The approach of having a core functionality-rich system with loadable modules for updates or additional configs is far from new in IT.
In gaming, SAP-like programs, and enterprise software, various configurations, templates, and even Domain-Specific Languages (DSLs) have been used for ages. This decision for separation is made when it’s cheaper and more efficient to provide flexibility and speed of updates this way. For example, updating the entire SAP system for all users would require downloading gigabytes of data and installing the new version over several hours or even days, whereas updating a configuration file would only involve transferring a few kilobytes and could be done without significant disruption.
However, this modularization always comes at a cost. For example, parsing and integrating the downloaded config should go through further testing. Without this additional testing, the modularization would incur damage, as the fresh config can corrupt the whole system.
It’s generally safe to say that the cost of modularization should be lower than the benefit achieved from it.
When comparing these costs, additional testing should always be accounted for. It’s QA 101. If the main app crashes because the loaded module is faulty, then the whole modularization wasn’t worth it.
How did CrowdStrike allow this to happen?

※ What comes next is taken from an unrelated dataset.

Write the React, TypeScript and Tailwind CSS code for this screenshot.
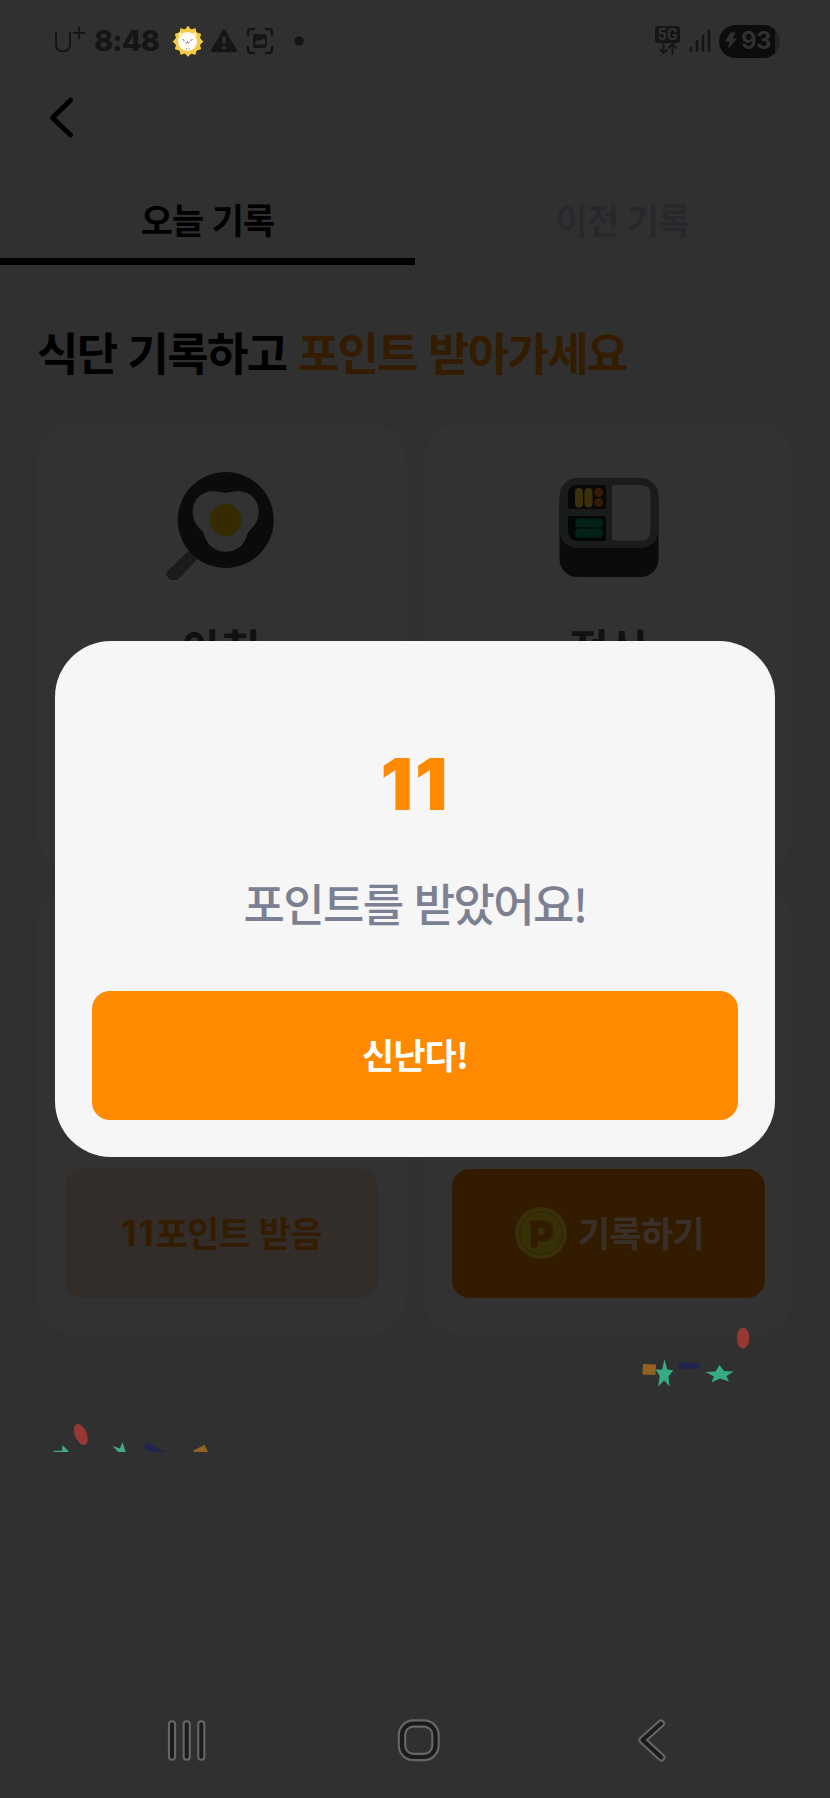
import type { ReactNode } from "react";

const KR = "font-['Noto_Sans_CJK_KR','Noto_Sans',sans-serif]";

function StatusBar() {
  return (
    <header className="flex h-[82px] items-center text-[#151515]">
      <svg className="ml-[50px] h-[34px] w-[40px] shrink-0" viewBox="50 24 40 34" fill="none" stroke="currentColor" strokeWidth="2">
        <path d="M56 32v12c0 5 2.400 7.300 7 7.300s7-2.300 7-7.300V32" />
        <path d="M79 27v12M73 33h12" />
      </svg>
      <span className="ml-[4px] w-[68px] shrink-0 whitespace-nowrap font-[Inter,sans-serif] text-[29px] leading-[34px] font-extrabold tracking-[-0.900px]">8:48</span>
      <svg className="ml-[8px] h-[36px] w-[140px] shrink-0" viewBox="170 23 140 36">
        <path d="M188 25l3 3.800 4.800-1.300 1.200 4.500 4.800 1.400-1.200 4.600 3.200 3.500-3.200 3.500 1.200 4.600-4.800 1.400-1.200 4.500-4.800-1.300-3 3.300-3-3.300-4.800 1.300-1.200-4.500-4.800-1.400 1.200-4.600-3.200-3.500 3.200-3.500-1.200-4.600 4.800-1.400 1.200-4.500 4.800 1.300z" fill="#f2cb4a" stroke="#282514" />
        <circle cx="187.500" cy="41.500" r="9.500" fill="#fffdf5" />
        <circle cx="180.500" cy="34.500" r="2" fill="#fff2c2" />
        <circle cx="194.500" cy="34.500" r="2" fill="#fff2c2" />
        <path d="M182.500 39.500l2 1m8-1l-2 1M185.300 42.500q1.100 1.200 2.200 0q1.100 1.200 2.200 0M187.500 41v1M186 48.700h1m1.500 0h1" fill="none" stroke="#55524c" strokeWidth=".8" />
        <path d="M224 30.500l12 20.500h-24z" fill="#151515" stroke="#151515" strokeWidth="2.500" strokeLinejoin="round" />
        <path d="M224 36.500v7M224 46v3" stroke="#303030" strokeWidth="3.400" />
        <path d="M248 35v-3q0-3 3-3h3m12 0h3q3 0 3 3v3m0 12v3q0 3-3 3h-3m-12 0h-3q-3 0-3-3v-3" fill="none" stroke="#151515" strokeWidth="2.500" strokeLinecap="round" />
        <rect x="253" y="34" width="14" height="14" rx="3" fill="#151515" />
        <path d="M255 44.500v-2l3-3 2 1.500 3.500-3 1.800 2.500v4z" fill="#303030" />
        <circle cx="299" cy="41" r="4.700" fill="#151515" />
      </svg>
      <div className="ml-auto flex flex-col items-center">
        <span className="mt-[-1px] flex h-[17px] w-[25px] items-center justify-center rounded-[3px] bg-[#151515] font-[Roboto,sans-serif] text-[16px] leading-none font-bold text-[#303030]">5G</span>
        <svg className="h-[12px] w-[20px]" viewBox="0 0 20 12" fill="none" stroke="currentColor" strokeWidth="1.800">
          <path d="M5.500 0v10M1.500 6l4 4.300 4-4.300M14.500 11.500V1M10.500 5.300l4-4.300 4 4.300" />
        </svg>
      </div>
      <svg className="ml-[8px] h-[26px] w-[23px]" viewBox="688 28 23 26" stroke="currentColor" strokeWidth="2.600" strokeLinecap="round">
        <path d="M691 48v2.500M697 41.500v9M703 36v14.500M709 30.500v20" />
      </svg>
      <div className="mr-[50px] ml-[8px] flex h-[33px] w-[61px] items-center rounded-full bg-[linear-gradient(90deg,#0c0c0c_56px,#232323_56px)] pl-[6px]">
        <svg className="h-[18px] w-[12px]" viewBox="0 0 12 18" fill="#303030"><path d="M5.500.5h5L7.800 6.500H12L2.500 17.500 4.800 9.500H.2z" /></svg>
        <span className="ml-[4px] font-[Inter,sans-serif] text-[24px] leading-none font-bold tracking-[-0.700px] text-[#303030]">93</span>
      </div>
    </header>
  );
}

function PanIcon() {
  return (
    <svg className="h-[120px] w-[120px]" viewBox="161 460 120 120">
      <path d="M189 550l-21.500 20.500q-3 3 0 6l3.500 3.500q3 2.500 6 0l22-23z" transform="translate(0 .5)" fill="#1b1b1b" />
      <circle cx="225.700" cy="520" r="48" fill="#0b0b0b" />
      <path d="M225.700 492.700c3 0 6-1.500 13-1.500c11 0 20 8.500 20 20c0 8-3 13.500-7.500 17.500c-5 4.500-3.500 8-8 14.500c-4 5.500-10 8.500-17.500 8.500s-13.500-3-17.500-8.500c-4.500-6.500-3-10-8-14.500c-4.500-4-7.500-9.500-7.500-17.500c0-11.500 9-20 20-20c7 0 10 1.500 13 1.500z" fill="#323232" />
      <circle cx="225.700" cy="520" r="16" fill="#352b00" />
    </svg>
  );
}

function BentoIcon() {
  return (
    <svg className="h-[120px] w-[120px]" viewBox="548.500 460 120 120">
      <rect x="559" y="484" width="99" height="93" rx="18" fill="#0b0b0b" />
      <rect x="559" y="478" width="99" height="70" rx="18" fill="#1a1b1b" />
      <path d="M576 485h27q2.500 0 2.500 2.500v19q0 2.500-2.500 2.500h-33q-2.500 0-2.500-2.500v-12q0-9.500 8.500-9.500z" fill="#0a0804" />
      <path d="M570 516h33q2.500 0 2.500 2.500v20q0 2.500-2.500 2.500h-25q-10.500 0-10.500-10v-12.500q0-2.500 2.500-2.500z" fill="#030807" />
      <path d="M613.500 485H640q10 0 10 10v35.500q0 10-10 10h-26.500q-2 0-2-2v-51.500q0-2 2-2z" fill="#303131" />
      <rect x="574.500" y="488" width="8" height="19.500" rx="4" fill="#3a310c" />
      <rect x="584" y="488" width="8" height="19.500" rx="4" fill="#3a310c" />
      <circle cx="598.200" cy="492.500" r="4.500" fill="#361b08" />
      <circle cx="598.200" cy="502.500" r="4.500" fill="#361b08" />
      <rect x="574.500" y="518.500" width="28.500" height="9" rx="4.500" fill="#032019" />
      <rect x="574.500" y="528.500" width="28.500" height="9" rx="4.500" fill="#032019" />
    </svg>
  );
}

function Card({ children }: { children?: ReactNode }) {
  return <div className="flex h-[447.500px] flex-col items-center rounded-[37px] bg-[#323232] px-[28px]">{children}</div>;
}

function Coin() {
  return (
    <svg className="h-[52px] w-[52px]" viewBox="0 0 52 52">
      <circle cx="26" cy="26" r="26" fill="#39300b" />
      <circle cx="26" cy="26" r="21.500" fill="#373006" stroke="#2c2605" />
      <path fillRule="evenodd" d="M15 13.500h13q10 0 10 10.500t-10 10.500h-5v5q0 1-1 1h-5q-1 0-1-1v-19l-1-1zM23 20.500v7h4q3 0 3-3.500t-3-3.500z" fill="#331b00" />
    </svg>
  );
}

function Confetti() {
  return (
    <>
      <svg className="absolute top-[1320px] left-[630px] h-[80px] w-[130px]" viewBox="630 1320 130 80">
        <ellipse cx="743" cy="1338" rx="6.200" ry="10.500" fill="#973832" />
        <path d="M643 1364l13 .5-.5 10.500-13-.5z" fill="#936220" />
        <path d="M664.500 1359l2.800 10.500 6 .7-4.800 6.300 1 10-5.300-6-6 6 1.500-10.500-4.200-6.500 6.500.3z" fill="#36aa80" />
        <path d="M678.500 1363l21-.5v6l-21 .5z" fill="#22224f" />
        <path d="M719.500 1365l4.500 6 10 .5-7.500 4.500 2.500 5.500-9-3-8.500 4 2.500-6-8.500-4.500 10-.5z" fill="#36aa80" />
      </svg>
      <svg className="absolute top-[1420px] left-[50px] h-[32px] w-[165px]" viewBox="50 1420 165 32">
        <ellipse cx="80.800" cy="1434.500" rx="6" ry="11" transform="rotate(-23 80.800 1434.500)" fill="#973832" />
        <path d="M53.500 1452l.5-1.200h8l.5-5.800 6.500 7z" fill="#45aa84" />
        <path d="M112.500 1445.800l7.500 2.700 2.500-6.500 3.200 10h-7.500z" fill="#45aa84" />
        <path d="M146 1442.500l19 9.500h-13.500l-8-4z" fill="#22224f" />
        <path d="M193.500 1450.500l11-5.700 3.500 7.200h-14z" fill="#936220" />
      </svg>
    </>
  );
}

function NavBar() {
  return (
    <nav className="mt-auto flex h-[116px] items-center pl-[166px]">
      <svg className="h-[44px] w-[42px]" viewBox="166 1718 42 44" strokeLinecap="round">
        <path d="M172 1724.300v32.400M186.700 1724.300v32.400M201.300 1724.300v32.400" stroke="#666" strokeWidth="8.200" />
        <path d="M172 1724.300v32.400M186.700 1724.300v32.400M201.300 1724.300v32.400" stroke="#1b1b1b" strokeWidth="4" />
      </svg>
      <svg className="ml-[188px] h-[46px] w-[46px]" viewBox="396 1717 46 46" fill="none">
        <rect x="402" y="1723.500" width="33.500" height="33.500" rx="11.500" stroke="#666" strokeWidth="8.500" />
        <rect x="402" y="1723.500" width="33.500" height="33.500" rx="11.500" stroke="#1b1b1b" strokeWidth="4.200" />
      </svg>
      <svg className="ml-[194px] h-[46px] w-[34px]" viewBox="636 1717 34 46" fill="none" strokeLinecap="round" strokeLinejoin="round">
        <path d="M661 1723.500l-18.500 16.500 19 17.500" stroke="#666" strokeWidth="8" />
        <path d="M661 1723.500l-18.500 16.500 19 17.500" stroke="#1b1b1b" strokeWidth="4" />
      </svg>
    </nav>
  );
}

export default function App() {
  return (
    <div className={`relative flex h-[1798px] w-[830px] flex-col overflow-hidden bg-[#303030] ${KR}`}>
      <StatusBar />
      <div className="flex h-[80px] items-start pt-[13px] pl-[46px]">
        <svg className="h-[46px] w-[30px]" viewBox="46 95 30 46" fill="none" stroke="#000" strokeWidth="5" strokeLinecap="round" strokeLinejoin="round">
          <path d="M70.500 100.200L52.500 117.700l18 17.300" />
        </svg>
      </div>
      <div className="grid h-[103px] grid-cols-2 text-center text-[35px] leading-[50px] font-bold tracking-[-0.900px] [word-spacing:1.500px]">
        <div className="border-b-[7px] border-black pt-[32px]">오늘 기록</div>
        <div className="pt-[32px] text-[#28282c]">이전 기록</div>
      </div>
      <h1 className="mt-[54px] ml-[37px] h-[103px] text-[45px] leading-[66px] font-bold tracking-[-1.650px] whitespace-nowrap [word-spacing:2.500px]">
        식단 기록하고 <span className="text-[#331c00]">포인트 받아가세요</span>
      </h1>
      <main className="grid grid-cols-2 gap-[18px] px-[37px]">
        <Card>
          <div className="mt-[38px] mr-[2px]"><PanIcon /></div>
          <div className="mt-[38px] mr-[2px] text-[44px] leading-[60px] font-bold tracking-[-1.500px] text-[#111114]">아침</div>
        </Card>
        <Card>
          <div className="mt-[38px]"><BentoIcon /></div>
          <div className="mt-[38px] mr-[2px] text-[44px] leading-[60px] font-bold tracking-[-1.500px] text-[#111114]">점심</div>
        </Card>
        <Card>
          <button className="mt-auto mb-[37.500px] flex h-[129px] w-full items-center justify-center rounded-[18px] bg-[#332d29] text-[35px] font-bold tracking-[-0.800px] text-[#331c00] [word-spacing:2px]">
            <span className="font-[Inter,sans-serif] tracking-[2px]">11</span>
            <span className="-mt-[2px]">포인트 받음</span>
          </button>
        </Card>
        <Card>
          <button className="mt-auto mb-[37.500px] flex h-[129px] w-full items-center justify-center gap-[11px] rounded-[18px] bg-[#331b00] pl-[2px] text-[35px] font-bold tracking-[-0.700px] text-[#3a3029]">
            <Coin />
            <span className="-mt-px">기록하기</span>
          </button>
        </Card>
      </main>
      <NavBar />
      <Confetti />
      <section role="dialog" className="absolute top-[641px] left-[55px] flex h-[515.500px] w-[720px] flex-col items-center rounded-[56px] bg-[#f6f6f6] px-[37px]">
        <div className="mt-[99px] font-[Inter,sans-serif] text-[72px] leading-[88px] font-black tracking-[2px] text-[#ff8a00]">11</div>
        <div className="mt-[42px] text-[45px] leading-[66px] font-medium tracking-[-1.700px] text-[#7b8092] [word-spacing:3px]">포인트를 받았어요!</div>
        <button className="mt-auto mb-[36.500px] h-[129px] w-full rounded-[18px] bg-[#ff8a00] pb-[3px] text-[35px] font-bold tracking-[-0.900px] text-white">신난다!</button>
      </section>
    </div>
  );
}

What’s interesting is that CrowdStrike seems to understand how testing works generally, or at least they claim to: they say that for the main app they employ dogfooding, unit testing, integration testing, performance testing, and stress testing. They also say they deploy the main app to early adopters first and allow customers to choose which version of the app to update to, so that the customer decides whether they want to be on the most up-to-date version of the app or if they are okay with using a slightly older version (which likely will detect fewer attacks but will be tested by other companies).
However, they didn’t pay much attention to testing the modularization approach they have; they simply didn’t test the config parser and loader well enough.
The proof is in their planned mitigation measures:
“How Do We Prevent This From Happening Again?
Software Resiliency and Testing
- Improve Rapid Response Content testing by using testing types such as:
- Local developer testing
- Content update and rollback testing
- Stress testing, fuzzing and fault injection
- Stability testing
- Content interface testing
- Add additional validation checks to the Content Validator for Rapid Response Content. A new check is in process to guard against this type of problematic content from being deployed in the future.
- Enhance existing error handling in the Content Interpreter.
Rapid Response Content Deployment
- Implement a staggered deployment strategy for Rapid Response Content in which updates are gradually deployed to larger portions of the sensor base, starting with a canary deployment.
- Improve monitoring for both sensor and system performance, collecting feedback during Rapid Response Content deployment to guide a phased rollout.
- Provide customers with greater control over the delivery of Rapid Response Content updates by allowing granular selection of when and where these updates are deployed.
- Provide content update details via release notes, which customers can subscribe to.”
They are only starting to test the parseability of the new update modules and will also start doing canary testing to reduce the risk of unfound bugs causing major disruptions.
This means they will now increase their costs of support for modularization and in return will get lower risks of failure.
CrowdStrike’s response is disappointing
Knowing that CrowdStrike knows how to implement testing procedures, the only explanation for why they didn’t test the modularization is quite sad: I believe that they decided to lower the cost even more.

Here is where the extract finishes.